— Data provided —
** start **

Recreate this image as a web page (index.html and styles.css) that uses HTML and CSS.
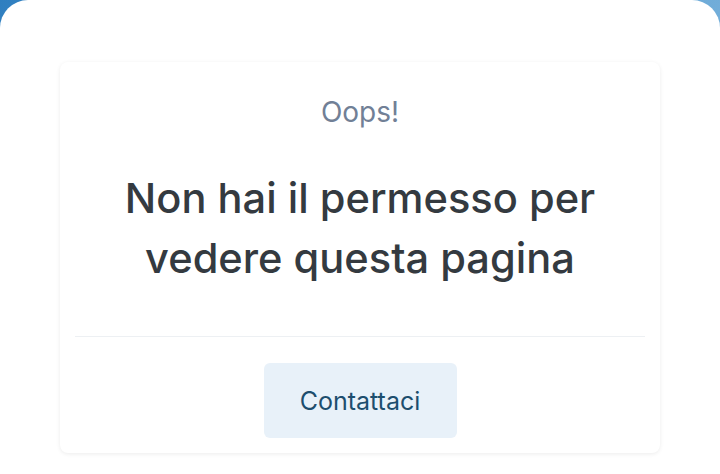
FILE: index.html
```html
<!DOCTYPE html>
<html lang="it">
<head>
    <meta charset="UTF-8">
    <meta name="viewport" content="width=device-width, initial-scale=1.0">
    <title>Accesso negato</title>
    <link rel="stylesheet" href="styles.css">
</head>
<body>

    <div class="page">
        <div class="card">
            <p class="oops">Oops!</p>
            <h1 class="title">Non hai il permesso per vedere questa pagina</h1>
            <div class="card-footer">
                <button class="contact-btn">Contattaci</button>
            </div>
        </div>
    </div>

</body>
</html>
```

FILE: styles.css
```css
html, body { margin: 0; padding: 0; }
body { font-family: Inter, "Noto Sans", sans-serif; background: linear-gradient(135deg, #2f7fc0, #9ccbe9); height: 474px; overflow: hidden; }
.page { background: #fff; border-radius: 28px 28px 0 0; height: 100%; padding: 62px 60px 0; box-sizing: border-box; }
.card { background: #fff; border-radius: 8px; box-shadow: 0 1px 4px rgba(0, 0, 0, 0.08); padding: 0 15px; text-align: center; }
.oops { margin: 0; padding-top: 32px; font-size: 28px; line-height: 36px; color: #718096; }
.title { margin: 0; padding: 38px 40px 48px; font-size: 41.6px; font-weight: 500; line-height: 60px; color: #343a40; }
.card-footer { border-top: 1px solid #edf0f3; padding: 26px 0 15px; }
.contact-btn { font-family: inherit; font-size: 25px; color: #1d4e6e; background: #e8f1f9; border: none; border-radius: 6px; width: 193px; height: 75px; cursor: pointer; }
```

** end **

— What to produce —
Write the listing above out again exactly, dropping each image.

— Solution for this problem —
Recreate this image as a web page (index.html and styles.css) that uses HTML and CSS.
FILE: index.html
```html
<!DOCTYPE html>
<html lang="it">
<head>
    <meta charset="UTF-8">
    <meta name="viewport" content="width=device-width, initial-scale=1.0">
    <title>Accesso negato</title>
    <link rel="stylesheet" href="styles.css">
</head>
<body>

    <div class="page">
        <div class="card">
            <p class="oops">Oops!</p>
            <h1 class="title">Non hai il permesso per vedere questa pagina</h1>
            <div class="card-footer">
                <button class="contact-btn">Contattaci</button>
            </div>
        </div>
    </div>

</body>
</html>
```

FILE: styles.css
```css
html, body { margin: 0; padding: 0; }
body { font-family: Inter, "Noto Sans", sans-serif; background: linear-gradient(135deg, #2f7fc0, #9ccbe9); height: 474px; overflow: hidden; }
.page { background: #fff; border-radius: 28px 28px 0 0; height: 100%; padding: 62px 60px 0; box-sizing: border-box; }
.card { background: #fff; border-radius: 8px; box-shadow: 0 1px 4px rgba(0, 0, 0, 0.08); padding: 0 15px; text-align: center; }
.oops { margin: 0; padding-top: 32px; font-size: 28px; line-height: 36px; color: #718096; }
.title { margin: 0; padding: 38px 40px 48px; font-size: 41.6px; font-weight: 500; line-height: 60px; color: #343a40; }
.card-footer { border-top: 1px solid #edf0f3; padding: 26px 0 15px; }
.contact-btn { font-family: inherit; font-size: 25px; color: #1d4e6e; background: #e8f1f9; border: none; border-radius: 6px; width: 193px; height: 75px; cursor: pointer; }
```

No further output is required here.